In terms of Israel’s relationship with Adonai, this parasha feels a little bit like a roller coaster ride. On the one hand, our people obediently followed the Lord wherever He led us, by a pillar of cloud by day or a pillar of fire by night. Whenever the cloud was lifted, Israel packed up and set out. Whenever it settled, Israel settled. It might be for two or three days, several weeks, even a year at a time. But our people followed God. It was to this that Adonai hearkened back when He said through the prophet Jeremiah,

Go and proclaim in the ears of Jerusalem, saying ‘Thus says the Lord, “I remember concerning you the devotion of your youth, the love of your betrothals, your following after Me in the wilderness, through a land not sown.”’” [3]

But on the other hand, this parasha also records an awful lot of kvetching.

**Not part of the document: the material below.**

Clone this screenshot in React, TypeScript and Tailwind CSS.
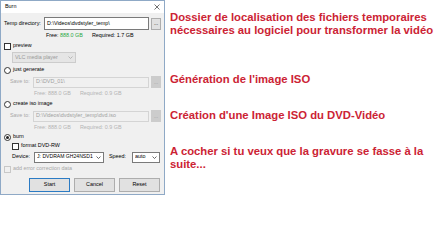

Chapters 11 and 12 recount a series of complaints. First our people complained about the lack of culinary variety. Too much manna, and no cucumbers, melons, leeks and onions like we had back in Egypt. Next Moses complains to God about having to put up with a constantly complaining people. Later Aaron and Miriam, Moses’ siblings, complain that he married an Ethiopian woman. Think about this: four hundred years of brutal slavery, and we’ve been free all of about a year, and already we’re demanding and accusing and are generally thankless. The immature believer looks at this passage and thinks, “What is wrong with these people?! Selfish, mean-spirited ingrates! Can’t they appreciate the fact that they’re free?!” But the mature believer looks at this and says, “Wow – that hits just a little too close to home! It sounds a lot like yours truly. How much I have and how I take it all for granted, and how little I express appreciation to God!” We human beings are quick to forget all that God has done for us. We become more demanding and, proportionally, less thankful.

Moses also kvetched because he seemed to get nothing but grief, rejection and rebellion from the very people he was serving. God had him appoint seventy elders, to whom God would give a portion of His Holy Spirit, in order to share the burden of administering the nation. The seventy were summoned outside the camp to meet with Moses and God, but two of them, Eldad and Medad, for whatever reason, did not come out. But the Holy Spirit came upon these two also, right in the middle of the camp, in the midst of two million people, and they began prophesying, too. So much for those who argue that the Holy Spirit is a force, or merely an emanation. Blind, impersonal forces don’t make precise, personal distinctions!

But when Joshua heard about Eldad and Medad, he urged Moses to restrain them. Joshua’s loyalty to Moses was commendable. But in this instance his zeal was misplaced, and he earned a mild rebuke from Moses for it. Moses says, “Would that all God’s people were prophets…” You and I need to be careful not to misplace our loyalties, nor to elevate other human beings, even those we respect, beyond what is appropriate. Moses was a great servant of God, but very definitely a fellow human being. Our first loyalty is to God and to Messiah Yeshua. This kind of misplaced jealousy occurs elsewhere in the Scriptures, including 1 Corinthians chapter 1, and it is never a good thing.

But whereas Joshua was jealous for Moses, Aaron and Miriam became jealous of Moses, and began complaining about him. The catalyst seems to have been Moses’ having married a Cushite woman. Cush was the ancient name for Ethiopia. That’s right, Moses married a black woman! When you consider how much discussion and debate is taken up in the Jewish community over the issue of intermarriage, this passage is extremely significant. Intermarriage, rightly defined, biblically defined, is when a believer marries an unbeliever, not when a person of one ethnicity marries a person of another ethnicity. One thing I take from this passage is that God detests bigotry. Aaron and Miriam had to learn this the hard way, as God called them “out on the carpet” as it were, and struck Miriam with leprosy and she had to be confined outside the camp of Israel for seven days. Will we learn the lesson, I wonder? I believe we can learn from observing Yeshua’s willing interaction with individuals and groups whom the Jewish religious establishment wouldn’t give the time of day.

Is it possible to be so near to the God of Israel, and yet have our hearts be so far from Him? Yes it is, and from these historical books we need to learn  Yirat Adonai – proper reverence for the Lord. The key is in not forgetting what He has done for us, and this is why Israel needed frequent reminders of the Exodus from Egypt. In the same way, we need to cultivate our walk with Yeshua in such a way as to not ever forget the cost at which He redeemed us. Just as we re-visit these Torah passages through a yearly cycle, each of us should regularly be reading one or another of the Gospels, so that it will never be said of us, “This people honors Me with their lips, but their heart is far from Me.” May God strengthen us and may He re-kindle, in each of our hearts, our first-love for Yeshua.